Tired and frigid, feeling the droplets flung from a brush in the hands of my priest now trickling down my forehead, I begin to internalize the purpose of welcoming this blessing into my home and my body. Like an icon is more than paint and wood, and the Eucharist more than bread and wine, so is this water more than an Orthodox condiment staying cool in my kitchen year after year. I felt nothing when I expected the water to activate my faith, but I see now it is my faith that activates the curative elements in the water. I am spiritually healed by the physical act of drinking from my portion of the Jordan, because all creation was sanctified through the Baptism of Jesus Christ.
Each time blessed water touches the lips of this frazzled wife and mother, of her husband stressed with the responsibility of providing for his family, of her child feverish and achy; the recipient is united with his or her original calling to be cleansed and enter God’s Kingdom. The water stains from a house blessing, barely visible on the glass framing my pictures, mark my soul with the remembrance that my old sinful past has been washed away and that all things were made new again by the rising of Jesus from the river. “How beautifully practical,” I marvel, “to incorporate this promise, so easily smothered by mundane distractions, into the everyday lives of those striving for salvation.”
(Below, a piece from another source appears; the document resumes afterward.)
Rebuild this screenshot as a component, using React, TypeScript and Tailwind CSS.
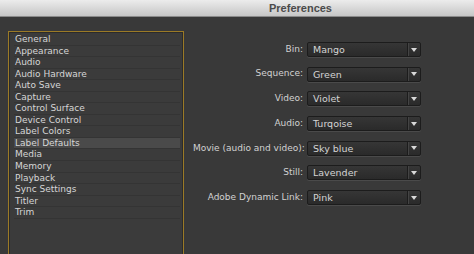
const categories = [
  "General",
  "Appearance",
  "Audio",
  "Audio Hardware",
  "Auto Save",
  "Capture",
  "Control Surface",
  "Device Control",
  "Label Colors",
  "Label Defaults",
  "Media",
  "Memory",
  "Playback",
  "Sync Settings",
  "Titler",
  "Trim",
];

const defaults = [
  { label: "Bin:", value: "Mango" },
  { label: "Sequence:", value: "Green" },
  { label: "Video:", value: "Violet" },
  { label: "Audio:", value: "Turqoise" },
  { label: "Movie (audio and video):", value: "Sky blue" },
  { label: "Still:", value: "Lavender" },
  { label: "Adobe Dynamic Link:", value: "Pink" },
];

function Dropdown({ value }: { value: string }) {
  return (
    <div className="flex h-[15px] w-[114px] items-stretch rounded-[2px] border border-[#1c1c1c] bg-gradient-to-b from-[#363636] to-[#2a2a2a] shadow-[0_1px_0_#4a4a4a]">
      <span className="flex-1 pl-[5px] text-[9.5px] leading-[13px] text-[#d4d4d4]">{value}</span>
      <span className="flex w-[13px] items-center justify-center border-l border-[#1c1c1c] shadow-[inset_1px_0_0_#444]">
        <svg width="6" height="4" viewBox="0 0 6 4">
          <path d="M0 0 H6 L3 4 Z" fill="#d8d8d8" />
        </svg>
      </span>
    </div>
  );
}

export default function App() {
  return (
    <div className="flex h-[254px] w-[474px] flex-col overflow-hidden bg-[#393939] font-['DejaVu_Sans',sans-serif]">
      <div className="flex h-[17px] shrink-0 items-center border-b border-[#8a8a8a] bg-gradient-to-b from-[#ececec] to-[#c6c6c6] pl-[269px]">
        <span className="font-['Liberation_Sans',sans-serif] text-[11px] font-bold text-[#4b4b4b]">
          Preferences
        </span>
      </div>
      <div className="flex flex-1 pl-[8px] pt-[14px]">
        <div className="h-[260px] w-[176px] shrink-0 border border-[#9b7a26] bg-[#2b2b2b] p-px">
          <ul className="h-full bg-[#3b3b3b] pl-[4px] pr-[2px] pt-px">
            {categories.map((name) => (
              <li
                key={name}
                className={`h-[11.55px] whitespace-nowrap border-b border-[#343434] pl-[1px] text-[9px] leading-[11px] text-[#d6d6d6] ${
                  name === "Label Defaults" ? "bg-[#4a4a4a]" : ""
                }`}
              >
                {name}
              </li>
            ))}
          </ul>
        </div>
        <div className="flex flex-col gap-[9.7px] pl-[9px] pt-[11px]">
          {defaults.map((row) => (
            <div key={row.label} className="flex items-center gap-[4px]">
              <span className="w-[110px] whitespace-nowrap text-right text-[9px] text-[#d2d2d2]">
                {row.label}
              </span>
              <Dropdown value={row.value} />
            </div>
          ))}
        </div>
      </div>
    </div>
  );
}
After vigil, there is small talk and a few items to go over regarding the Liturgy taking place in the morning. I am flattered by the appreciation of my presence by fellow parishioners and singers; it feels good to be part of a community. I am hungry from the strict fast in preparation for tomorrow’s feast. I am longing for a hot bath and warm pajamas. But mostly, I am thankful. Thankful that the Christian faith, the faith that has defined me as long as I can remember, still continues to amaze, transform, and ignite my spirit with sparks of love fanned into flames through prayer, the sacraments, faith, and this water, flowing clean and clear by the grace of God.